Thursday, December 1, 2011

Contour drawing

Before a single cup of tea, before I took care of the dogs and the chickens, I carved out time to finish my drawing homework. Otherwise, I knew it would not happen.

I sat in front of the mirror with a sharpie pen and traced the outline of my body. I anchored my pose by placing my left elbow on my left knee, exactly the way the teacher had demonstrated, and covered my left (non-dominant) eye with my left hand. I was not supposed to lift my pen from the mirror (but I did, a few times). When I came to an area that was darker, I filled that in more with sharpie scribbles, and left open the places where there was more light. With the pen, I followed the folds of my worn and dirty bathrobe. My hair hung down in messy tangles.

When I was finished with the sketch, which took about 15 minutes, I transferred it onto a piece of tracing paper, and put it away.  Now: tea, chickens, dogs, children to school, me to class.

We start each drawing class by hanging our homework on the board in the front of the classroom, and then we look at and comment on each others' work. I nearly laughed today, and I wish that I could have taken a picture of my self-portrait next to my classmates' in order to show exactly what I'm talking about.
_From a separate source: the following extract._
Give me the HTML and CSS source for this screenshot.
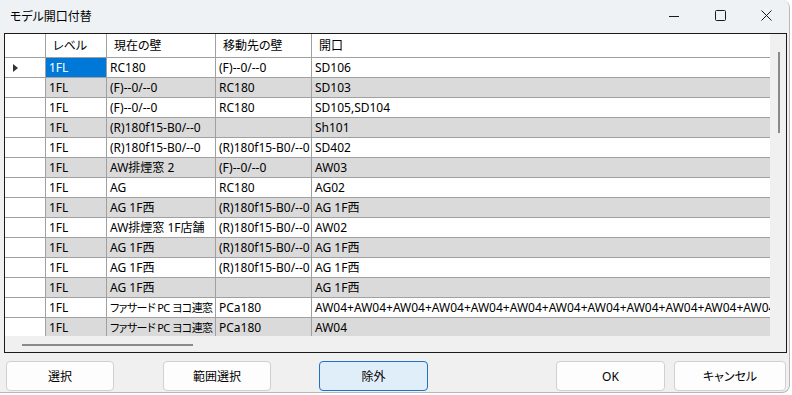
FILE: index.html
```html
<!DOCTYPE html>
<html lang="ja">
<head>
    <meta charset="UTF-8">
    <title>モデル開口付替</title>
    <link rel="stylesheet" href="styles.css">
</head>
<body>
    <div class="window">
        <div class="titlebar">
            <span class="title">モデル開口付替</span>
            <div class="controls">
                <div class="ctl">
                    <svg width="10" height="10" viewBox="0 0 10 10"><path d="M0 5.5H10" stroke="#1a1a1a" stroke-width="1"/></svg>
                </div>
                <div class="ctl">
                    <svg width="11" height="11" viewBox="0 0 11 11"><rect x="0.5" y="0.5" width="10" height="10" rx="1" fill="none" stroke="#1a1a1a" stroke-width="1"/></svg>
                </div>
                <div class="ctl">
                    <svg width="11" height="11" viewBox="0 0 11 11"><path d="M0.5 0.5L10.5 10.5M10.5 0.5L0.5 10.5" stroke="#1a1a1a" stroke-width="1"/></svg>
                </div>
            </div>
        </div>

        <div class="client">
            <div class="grid">
                <div class="grid-body">
                    <div class="rows">
                        <div class="row header">
                            <div class="cell rh"></div>
                            <div class="cell c-level">レベル</div>
                            <div class="cell c-cur">現在の壁</div>
                            <div class="cell c-dst">移動先の壁</div>
                            <div class="cell c-open">開口</div>
                        </div>
                        <div class="row">
                            <div class="cell rh"><span class="arrow"></span></div>
                            <div class="cell c-level selected">1FL</div>
                            <div class="cell c-cur">RC180</div>
                            <div class="cell c-dst">(F)--0/--0</div>
                            <div class="cell c-open">SD106</div>
                        </div>
                        <div class="row alt">
                            <div class="cell rh"></div>
                            <div class="cell c-level">1FL</div>
                            <div class="cell c-cur">(F)--0/--0</div>
                            <div class="cell c-dst">RC180</div>
                            <div class="cell c-open">SD103</div>
                        </div>
                        <div class="row">
                            <div class="cell rh"></div>
                            <div class="cell c-level">1FL</div>
                            <div class="cell c-cur">(F)--0/--0</div>
                            <div class="cell c-dst">RC180</div>
                            <div class="cell c-open">SD105,SD104</div>
                        </div>
                        <div class="row alt">
                            <div class="cell rh"></div>
                            <div class="cell c-level">1FL</div>
                            <div class="cell c-cur">(R)180f15-B0/--0</div>
                            <div class="cell c-dst"></div>
                            <div class="cell c-open">Sh101</div>
                        </div>
                        <div class="row">
                            <div class="cell rh"></div>
                            <div class="cell c-level">1FL</div>
                            <div class="cell c-cur">(R)180f15-B0/--0</div>
                            <div class="cell c-dst">(R)180f15-B0/--0</div>
                            <div class="cell c-open">SD402</div>
                        </div>
                        <div class="row alt">
                            <div class="cell rh"></div>
                            <div class="cell c-level">1FL</div>
                            <div class="cell c-cur">AW排煙窓 2</div>
                            <div class="cell c-dst">(F)--0/--0</div>
                            <div class="cell c-open">AW03</div>
                        </div>
                        <div class="row">
                            <div class="cell rh"></div>
                            <div class="cell c-level">1FL</div>
                            <div class="cell c-cur">AG</div>
                            <div class="cell c-dst">RC180</div>
                            <div class="cell c-open">AG02</div>
                        </div>
                        <div class="row alt">
                            <div class="cell rh"></div>
                            <div class="cell c-level">1FL</div>
                            <div class="cell c-cur">AG 1F西</div>
                            <div class="cell c-dst">(R)180f15-B0/--0</div>
                            <div class="cell c-open">AG 1F西</div>
                        </div>
                        <div class="row">
                            <div class="cell rh"></div>
                            <div class="cell c-level">1FL</div>
                            <div class="cell c-cur">AW排煙窓 1F店舗</div>
                            <div class="cell c-dst">(R)180f15-B0/--0</div>
                            <div class="cell c-open">AW02</div>
                        </div>
                        <div class="row alt">
                            <div class="cell rh"></div>
                            <div class="cell c-level">1FL</div>
                            <div class="cell c-cur">AG 1F西</div>
                            <div class="cell c-dst">(R)180f15-B0/--0</div>
                            <div class="cell c-open">AG 1F西</div>
                        </div>
                        <div class="row">
                            <div class="cell rh"></div>
                            <div class="cell c-level">1FL</div>
                            <div class="cell c-cur">AG 1F西</div>
                            <div class="cell c-dst">(R)180f15-B0/--0</div>
                            <div class="cell c-open">AG 1F西</div>
                        </div>
                        <div class="row alt">
                            <div class="cell rh"></div>
                            <div class="cell c-level">1FL</div>
                            <div class="cell c-cur">AG 1F西</div>
                            <div class="cell c-dst"></div>
                            <div class="cell c-open">AG 1F西</div>
                        </div>
                        <div class="row">
                            <div class="cell rh"></div>
                            <div class="cell c-level">1FL</div>
                            <div class="cell c-cur"><span class="tight">ファサード PC ヨコ連窓</span></div>
                            <div class="cell c-dst">PCa180</div>
                            <div class="cell c-open">AW04+AW04+AW04+AW04+AW04+AW04+AW04+AW04+AW04+AW04+AW04+AW04+AW04</div>
                        </div>
                        <div class="row alt">
                            <div class="cell rh"></div>
                            <div class="cell c-level">1FL</div>
                            <div class="cell c-cur"><span class="tight">ファサード PC ヨコ連窓</span></div>
                            <div class="cell c-dst">PCa180</div>
                            <div class="cell c-open">AW04</div>
                        </div>
                    </div>
                    <div class="vscroll"><div class="vthumb"></div></div>
                </div>
                <div class="hscroll"><div class="hthumb"></div></div>
            </div>

            <div class="buttons">
                <button class="btn b-select">選択</button>
                <button class="btn b-range">範囲選択</button>
                <button class="btn b-exclude default">除外</button>
                <button class="btn b-ok">OK</button>
                <button class="btn b-cancel">キャンセル</button>
            </div>
        </div>
    </div>
</body>
</html>
```

FILE: styles.css
```css
html, body {
    margin: 0;
    padding: 0;
}
body {
    width: 792px;
    height: 395px;
    background-color: #ffffff;
    font-family: "Noto Sans", "Noto Sans CJK JP", sans-serif;
    font-size: 12px;
    color: #000;
    font-feature-settings: "palt";
    overflow: hidden;
}
.window {
    width: 790px;
    height: 393px;
    background: #f0f0f0;
    border-right: 1px solid #b8b8b8;
    border-bottom: 1px solid #b8b8b8;
    border-radius: 0 8px 8px 0;
    box-sizing: border-box;
    overflow: hidden;
}
.titlebar {
    height: 33px;
    background: #eef2f5;
    display: flex;
    align-items: center;
}
.title {
    margin-left: 10px;
    flex: 1;
    line-height: 30px;
}
.controls {
    display: flex;
    align-self: flex-start;
}
.ctl {
    width: 46px;
    height: 31px;
    display: flex;
    align-items: center;
    justify-content: center;
}

/* grid */
.grid {
    margin-left: 4px;
    width: 783px;
    height: 320px;
    border: 1px solid #1a1a1a;
    box-sizing: border-box;
    background: #f0f0f0;
    display: flex;
    flex-direction: column;
}
.grid-body {
    display: flex;
    height: 302px;
}
.rows {
    width: 765px;
    overflow: hidden;
    background: #fff;
}
.row {
    display: flex;
    height: 20px;
    border-bottom: 1px solid #a0a0a0;
    box-sizing: border-box;
    background: #fff;
}
.row.alt {
    background: #dadada;
}
.row.header {
    height: 24px;
    background: #fff;
}
.cell {
    height: 19px;
    line-height: 19px;
    padding-left: 3px;
    border-right: 1px solid #a0a0a0;
    box-sizing: border-box;
    white-space: nowrap;
    overflow: hidden;
    flex-shrink: 0;
}
.header .cell {
    height: 23px;
    line-height: 23px;
    padding-left: 7px;
}
.cell.rh {
    width: 41px;
    background: #fff;
    display: flex;
    align-items: center;
}
.c-level { width: 61px; }
.c-cur { width: 109px; }
.c-dst { width: 96px; }
.c-open {
    width: 458px;
    border-right: none;
}
.tight {
    font-size: 11px;
    letter-spacing: -0.6px;
}
.cell.selected {
    background: #0078d7;
    color: #fff;
}
.arrow {
    margin-left: 5px;
    width: 0;
    height: 0;
    border-top: 4px solid transparent;
    border-bottom: 4px solid transparent;
    border-left: 5px solid #333;
}

.vscroll {
    width: 16px;
    background: #f0f0f0;
    padding-top: 18px;
    box-sizing: border-box;
}
.vthumb {
    margin-left: 8px;
    width: 2px;
    height: 81px;
    background: #8a8a8a;
}
.hscroll {
    height: 16px;
    padding-top: 8px;
    box-sizing: border-box;
    background: #f0f0f0;
}
.hthumb {
    margin-left: 17px;
    width: 171px;
    height: 2px;
    background: #8a8a8a;
}

/* buttons */
.buttons {
    display: flex;
    margin-top: 8px;
}
.btn {
    height: 30px;
    background: #fdfdfd;
    border: 1px solid #d0d0d0;
    border-radius: 4px;
    font-family: inherit;
    font-size: 12px;
    font-feature-settings: "palt";
    color: #000;
    padding: 0;
}
.b-select { margin-left: 6px; width: 108px; }
.b-range { margin-left: 49px; width: 108px; }
.b-exclude { margin-left: 48px; width: 109px; }
.b-ok { margin-left: 128px; width: 109px; }
.b-cancel { margin-left: 9px; width: 112px; }
.btn.default {
    background: #e0eef9;
    border-color: #1f72c8;
}
```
The first thing I noticed was that I had simply done the homework wrong. I was supposed to draw an outline of myself, and not do any value drawing, or shading in the parts of myself that were darker. My classmates all had these nice outlines of themselves, like a coloring book page of open, simple lines.

Nice comments all around, it is that kind of drawing class, with some clear direction and instruction from a skillful teacher.

When it came to my drawing, which people liked, these were some of the comments:

"It looks so intense, like there is so much anger."
"It's like you're about to jump out of the page."
"There's something there, like despair?"
"Something like, don't look at me, don't talk to me, I just want to hide."
"You're trying to push something away, like no, not one more thing."  

And I nearly, nearly laughed. Yes, I see it. And then I nearly, nearly cried.

The image is from before the day even started.


No one in my class knows about Nathaniel.

1 comment:

  1. I like your drawing too. To me, you look tired. Just so very tired. Exhausted. Before the day had even started.

    It must be very difficult, in some respects, to have nobody know about Nathaniel. I don't actually have any environments, short of just meeting a stranger for the first time, where people don't know about the twins. It must be strange, almost as though you had imagined him?